Ten Network takeover in final phase

A hearing to gain court approval for the transfer of Ten's shares to US media giant CBS is due to commence in a NSW Supreme Court.

The final stage in the takeover of Ten Network by CBS will start on Tuesday with a court hearing for the transfer of the troubled-free-to-air broadcaster's shares to the US media giant.

The hearing, due to be held in the NSW Supreme Court in Sydney, comes a week after the takeover received the green light from the Foreign Investment Review Board.

The $41 million CBS takeover bid trumped a competing offer from billionaire Ten shareholders Lachlan Murdoch and Bruce Gordon and was almost unanimously backed by Ten's creditors, including the broadcaster's employees, at a meeting in September.

The network slipped into administration after the pair, along with fellow shareholder James Packer, refused to back a new finance package following the expiry of a $200 million debt facility.

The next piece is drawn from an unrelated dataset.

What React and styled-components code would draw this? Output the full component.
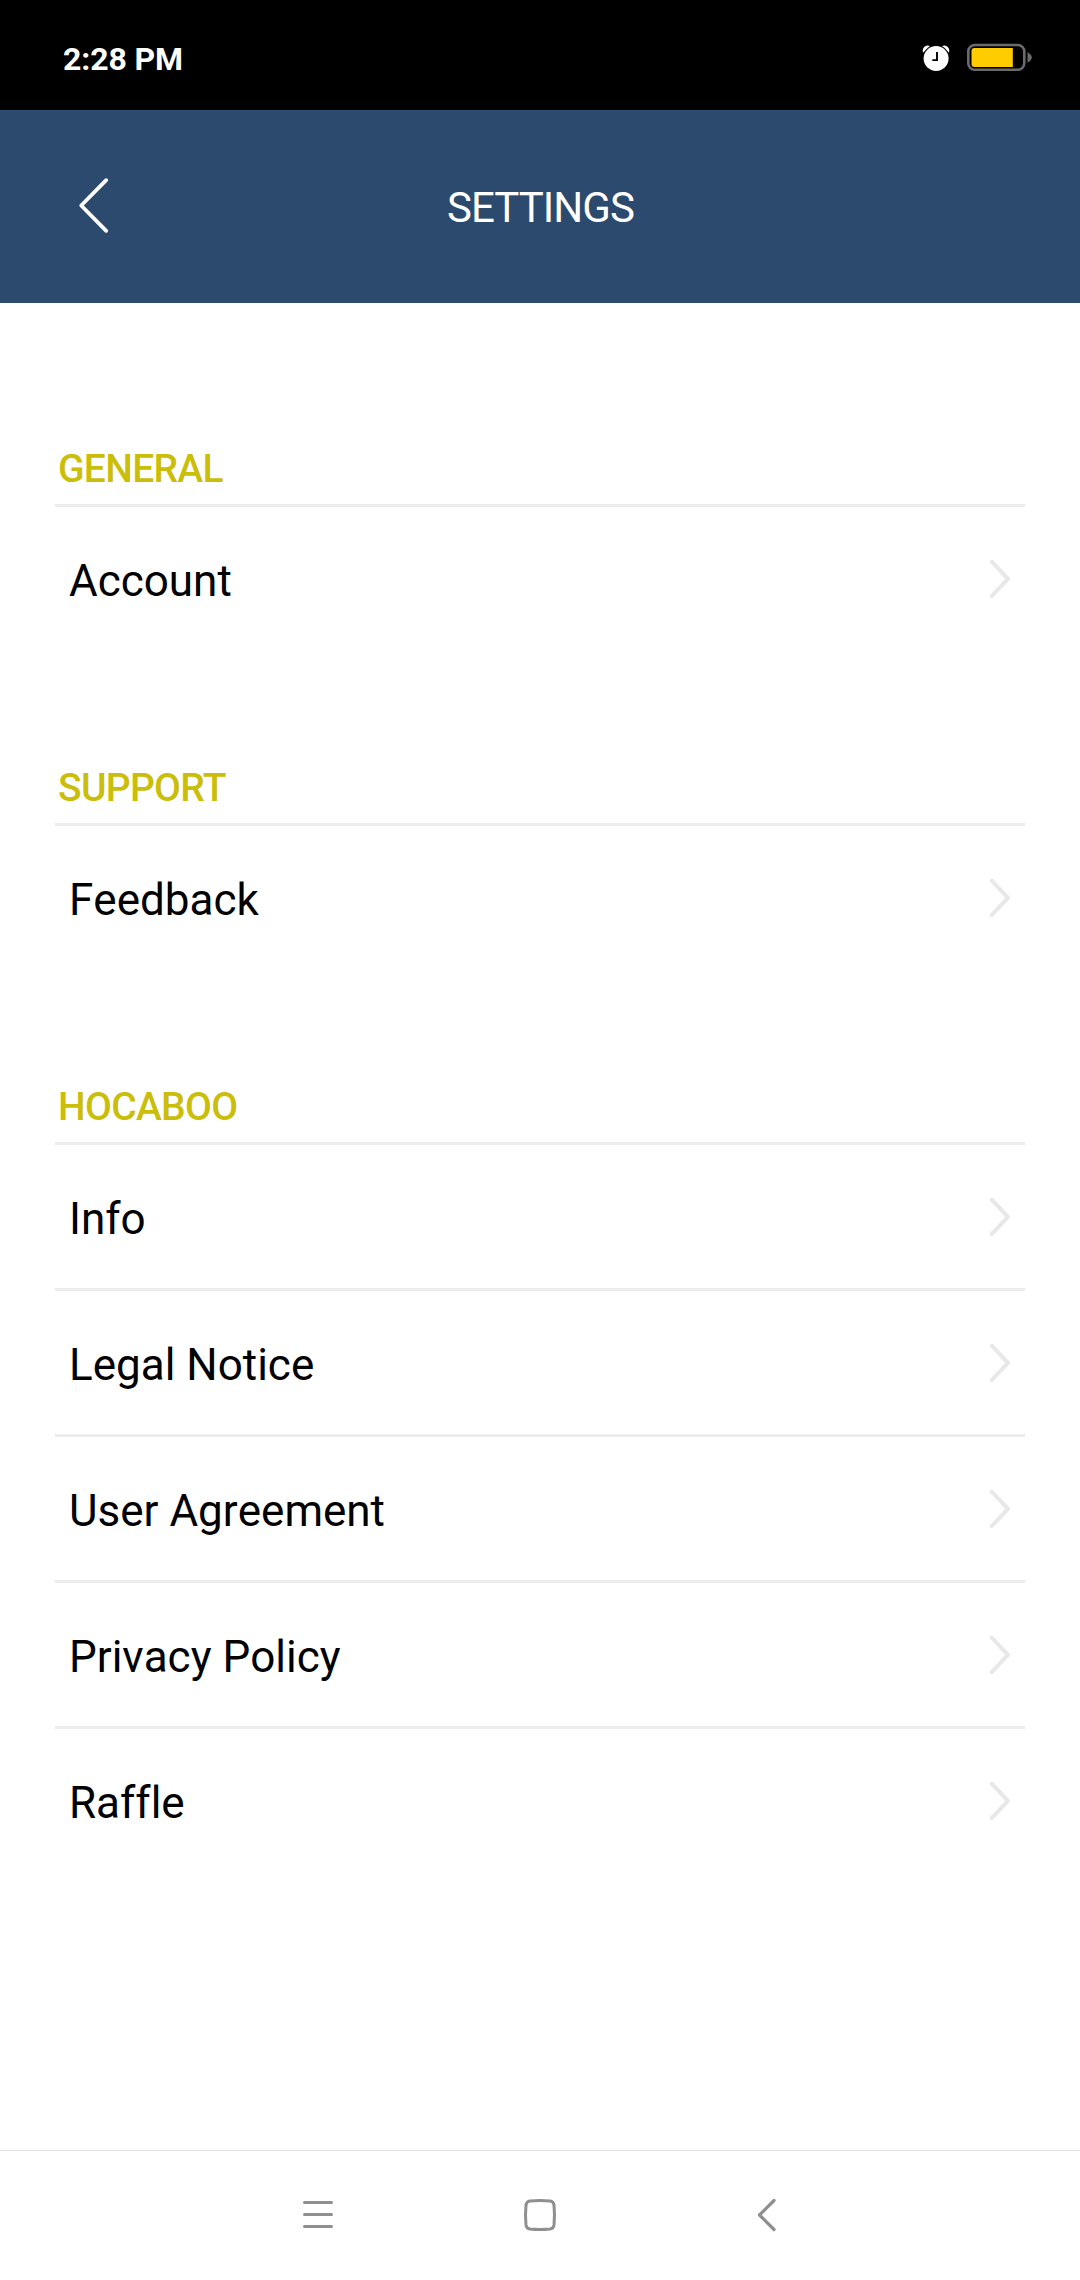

Mr Gordon failed with a court bid to derail the CBS deal, and withdrew from the fight in October when shareholders were given a deadline to oppose the application for the transfer of all of Ten's shares - which have been valued as worthless in an expert report - to CBS.

KPMG in October evaluated Ten's business to examine whether shareholders were disadvantaged by the CBS deal, in which the US broadcaster will pay nothing for Ten's shares.

The auditor described the company's shares as worthless, with the value of Ten's business operations outweighed by debts on its outstanding content contracts with CBS and Twentieth Century Fox.

It said Ten's business would need to have a net value of $646.9 million in order for its shares to have any value, well above the $112 million it was worth under the best-case scenario KPMG applied to its analysis.

If approved by the NSW Supreme Court, the transfer of Ten's shares to CBS will leave shareholders with nothing.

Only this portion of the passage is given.